* Dataset extract:

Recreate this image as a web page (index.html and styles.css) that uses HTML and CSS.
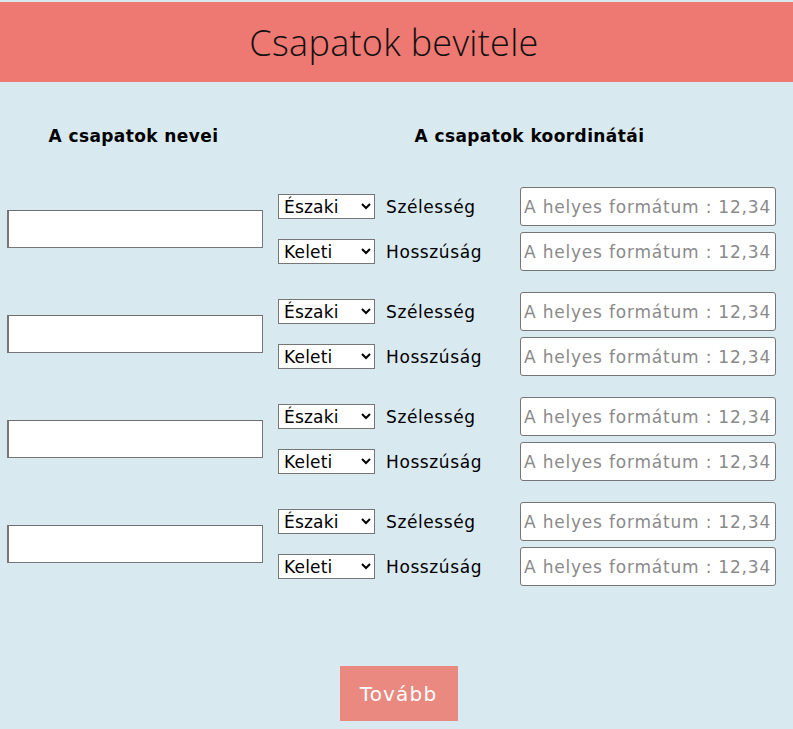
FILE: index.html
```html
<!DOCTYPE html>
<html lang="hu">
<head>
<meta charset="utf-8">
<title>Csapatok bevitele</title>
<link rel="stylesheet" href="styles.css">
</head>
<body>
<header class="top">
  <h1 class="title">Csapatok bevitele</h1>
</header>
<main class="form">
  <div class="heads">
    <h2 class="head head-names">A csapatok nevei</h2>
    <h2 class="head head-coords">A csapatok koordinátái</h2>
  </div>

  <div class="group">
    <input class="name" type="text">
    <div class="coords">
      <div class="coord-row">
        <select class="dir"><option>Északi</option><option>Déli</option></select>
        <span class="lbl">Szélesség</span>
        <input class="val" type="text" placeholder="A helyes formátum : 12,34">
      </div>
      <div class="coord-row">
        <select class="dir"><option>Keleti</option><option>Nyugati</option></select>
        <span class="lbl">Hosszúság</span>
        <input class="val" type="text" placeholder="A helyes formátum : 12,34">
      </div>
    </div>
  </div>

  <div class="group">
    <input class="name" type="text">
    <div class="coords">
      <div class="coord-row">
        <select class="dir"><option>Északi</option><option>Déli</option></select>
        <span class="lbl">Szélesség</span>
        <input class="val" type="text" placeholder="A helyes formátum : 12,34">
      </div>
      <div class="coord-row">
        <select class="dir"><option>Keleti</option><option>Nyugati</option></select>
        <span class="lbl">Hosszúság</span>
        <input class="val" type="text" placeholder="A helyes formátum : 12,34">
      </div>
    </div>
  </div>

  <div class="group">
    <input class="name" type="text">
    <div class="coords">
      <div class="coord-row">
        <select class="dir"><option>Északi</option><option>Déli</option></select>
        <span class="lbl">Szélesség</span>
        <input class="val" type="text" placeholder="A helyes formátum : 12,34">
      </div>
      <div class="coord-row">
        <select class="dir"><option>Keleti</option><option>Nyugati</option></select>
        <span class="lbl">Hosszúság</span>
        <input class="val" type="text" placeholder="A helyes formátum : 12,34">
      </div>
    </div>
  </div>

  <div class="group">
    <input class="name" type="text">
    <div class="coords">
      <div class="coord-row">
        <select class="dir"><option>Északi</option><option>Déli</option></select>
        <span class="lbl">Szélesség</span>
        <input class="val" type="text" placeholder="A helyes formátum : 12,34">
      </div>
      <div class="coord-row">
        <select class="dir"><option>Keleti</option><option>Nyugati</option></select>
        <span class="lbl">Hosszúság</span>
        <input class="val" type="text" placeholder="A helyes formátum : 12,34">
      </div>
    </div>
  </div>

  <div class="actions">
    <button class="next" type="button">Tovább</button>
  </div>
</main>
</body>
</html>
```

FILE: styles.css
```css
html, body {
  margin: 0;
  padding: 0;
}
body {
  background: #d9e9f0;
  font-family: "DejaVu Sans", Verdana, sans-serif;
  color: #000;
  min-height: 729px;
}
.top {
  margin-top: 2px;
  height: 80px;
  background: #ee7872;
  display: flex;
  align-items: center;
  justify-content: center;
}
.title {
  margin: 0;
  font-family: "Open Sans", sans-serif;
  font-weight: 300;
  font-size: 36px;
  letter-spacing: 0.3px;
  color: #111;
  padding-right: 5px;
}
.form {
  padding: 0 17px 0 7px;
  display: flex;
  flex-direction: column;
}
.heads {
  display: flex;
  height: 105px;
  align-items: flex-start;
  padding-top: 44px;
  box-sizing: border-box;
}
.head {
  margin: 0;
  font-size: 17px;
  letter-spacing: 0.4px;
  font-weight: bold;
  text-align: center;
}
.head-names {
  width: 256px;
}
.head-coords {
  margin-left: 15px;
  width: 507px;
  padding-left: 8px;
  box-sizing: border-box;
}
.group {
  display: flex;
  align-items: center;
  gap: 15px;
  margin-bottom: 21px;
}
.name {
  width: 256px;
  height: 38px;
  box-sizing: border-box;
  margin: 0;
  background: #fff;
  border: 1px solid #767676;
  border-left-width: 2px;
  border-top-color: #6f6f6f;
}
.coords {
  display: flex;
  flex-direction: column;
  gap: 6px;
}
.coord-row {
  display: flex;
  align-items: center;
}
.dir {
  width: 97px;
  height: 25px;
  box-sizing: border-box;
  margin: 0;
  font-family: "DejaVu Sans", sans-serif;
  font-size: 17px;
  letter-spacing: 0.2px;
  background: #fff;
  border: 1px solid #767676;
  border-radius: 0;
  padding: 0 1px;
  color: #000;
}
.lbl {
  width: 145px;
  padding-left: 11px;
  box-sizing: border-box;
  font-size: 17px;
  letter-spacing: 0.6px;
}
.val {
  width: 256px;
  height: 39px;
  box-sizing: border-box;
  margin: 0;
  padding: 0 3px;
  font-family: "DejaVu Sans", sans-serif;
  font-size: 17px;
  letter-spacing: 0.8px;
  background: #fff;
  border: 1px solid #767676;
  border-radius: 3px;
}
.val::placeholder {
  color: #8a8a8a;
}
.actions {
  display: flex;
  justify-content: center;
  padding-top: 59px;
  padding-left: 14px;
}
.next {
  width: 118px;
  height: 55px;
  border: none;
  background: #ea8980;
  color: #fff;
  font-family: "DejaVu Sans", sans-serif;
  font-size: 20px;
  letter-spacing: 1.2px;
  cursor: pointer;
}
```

* Written exercise:
Without the pictures, write out the whole listing above exactly as it appears.

* Task output:
Recreate this image as a web page (index.html and styles.css) that uses HTML and CSS.
FILE: index.html
```html
<!DOCTYPE html>
<html lang="hu">
<head>
<meta charset="utf-8">
<title>Csapatok bevitele</title>
<link rel="stylesheet" href="styles.css">
</head>
<body>
<header class="top">
  <h1 class="title">Csapatok bevitele</h1>
</header>
<main class="form">
  <div class="heads">
    <h2 class="head head-names">A csapatok nevei</h2>
    <h2 class="head head-coords">A csapatok koordinátái</h2>
  </div>

  <div class="group">
    <input class="name" type="text">
    <div class="coords">
      <div class="coord-row">
        <select class="dir"><option>Északi</option><option>Déli</option></select>
        <span class="lbl">Szélesség</span>
        <input class="val" type="text" placeholder="A helyes formátum : 12,34">
      </div>
      <div class="coord-row">
        <select class="dir"><option>Keleti</option><option>Nyugati</option></select>
        <span class="lbl">Hosszúság</span>
        <input class="val" type="text" placeholder="A helyes formátum : 12,34">
      </div>
    </div>
  </div>

  <div class="group">
    <input class="name" type="text">
    <div class="coords">
      <div class="coord-row">
        <select class="dir"><option>Északi</option><option>Déli</option></select>
        <span class="lbl">Szélesség</span>
        <input class="val" type="text" placeholder="A helyes formátum : 12,34">
      </div>
      <div class="coord-row">
        <select class="dir"><option>Keleti</option><option>Nyugati</option></select>
        <span class="lbl">Hosszúság</span>
        <input class="val" type="text" placeholder="A helyes formátum : 12,34">
      </div>
    </div>
  </div>

  <div class="group">
    <input class="name" type="text">
    <div class="coords">
      <div class="coord-row">
        <select class="dir"><option>Északi</option><option>Déli</option></select>
        <span class="lbl">Szélesség</span>
        <input class="val" type="text" placeholder="A helyes formátum : 12,34">
      </div>
      <div class="coord-row">
        <select class="dir"><option>Keleti</option><option>Nyugati</option></select>
        <span class="lbl">Hosszúság</span>
        <input class="val" type="text" placeholder="A helyes formátum : 12,34">
      </div>
    </div>
  </div>

  <div class="group">
    <input class="name" type="text">
    <div class="coords">
      <div class="coord-row">
        <select class="dir"><option>Északi</option><option>Déli</option></select>
        <span class="lbl">Szélesség</span>
        <input class="val" type="text" placeholder="A helyes formátum : 12,34">
      </div>
      <div class="coord-row">
        <select class="dir"><option>Keleti</option><option>Nyugati</option></select>
        <span class="lbl">Hosszúság</span>
        <input class="val" type="text" placeholder="A helyes formátum : 12,34">
      </div>
    </div>
  </div>

  <div class="actions">
    <button class="next" type="button">Tovább</button>
  </div>
</main>
</body>
</html>
```

FILE: styles.css
```css
html, body {
  margin: 0;
  padding: 0;
}
body {
  background: #d9e9f0;
  font-family: "DejaVu Sans", Verdana, sans-serif;
  color: #000;
  min-height: 729px;
}
.top {
  margin-top: 2px;
  height: 80px;
  background: #ee7872;
  display: flex;
  align-items: center;
  justify-content: center;
}
.title {
  margin: 0;
  font-family: "Open Sans", sans-serif;
  font-weight: 300;
  font-size: 36px;
  letter-spacing: 0.3px;
  color: #111;
  padding-right: 5px;
}
.form {
  padding: 0 17px 0 7px;
  display: flex;
  flex-direction: column;
}
.heads {
  display: flex;
  height: 105px;
  align-items: flex-start;
  padding-top: 44px;
  box-sizing: border-box;
}
.head {
  margin: 0;
  font-size: 17px;
  letter-spacing: 0.4px;
  font-weight: bold;
  text-align: center;
}
.head-names {
  width: 256px;
}
.head-coords {
  margin-left: 15px;
  width: 507px;
  padding-left: 8px;
  box-sizing: border-box;
}
.group {
  display: flex;
  align-items: center;
  gap: 15px;
  margin-bottom: 21px;
}
.name {
  width: 256px;
  height: 38px;
  box-sizing: border-box;
  margin: 0;
  background: #fff;
  border: 1px solid #767676;
  border-left-width: 2px;
  border-top-color: #6f6f6f;
}
.coords {
  display: flex;
  flex-direction: column;
  gap: 6px;
}
.coord-row {
  display: flex;
  align-items: center;
}
.dir {
  width: 97px;
  height: 25px;
  box-sizing: border-box;
  margin: 0;
  font-family: "DejaVu Sans", sans-serif;
  font-size: 17px;
  letter-spacing: 0.2px;
  background: #fff;
  border: 1px solid #767676;
  border-radius: 0;
  padding: 0 1px;
  color: #000;
}
.lbl {
  width: 145px;
  padding-left: 11px;
  box-sizing: border-box;
  font-size: 17px;
  letter-spacing: 0.6px;
}
.val {
  width: 256px;
  height: 39px;
  box-sizing: border-box;
  margin: 0;
  padding: 0 3px;
  font-family: "DejaVu Sans", sans-serif;
  font-size: 17px;
  letter-spacing: 0.8px;
  background: #fff;
  border: 1px solid #767676;
  border-radius: 3px;
}
.val::placeholder {
  color: #8a8a8a;
}
.actions {
  display: flex;
  justify-content: center;
  padding-top: 59px;
  padding-left: 14px;
}
.next {
  width: 118px;
  height: 55px;
  border: none;
  background: #ea8980;
  color: #fff;
  font-family: "DejaVu Sans", sans-serif;
  font-size: 20px;
  letter-spacing: 1.2px;
  cursor: pointer;
}
```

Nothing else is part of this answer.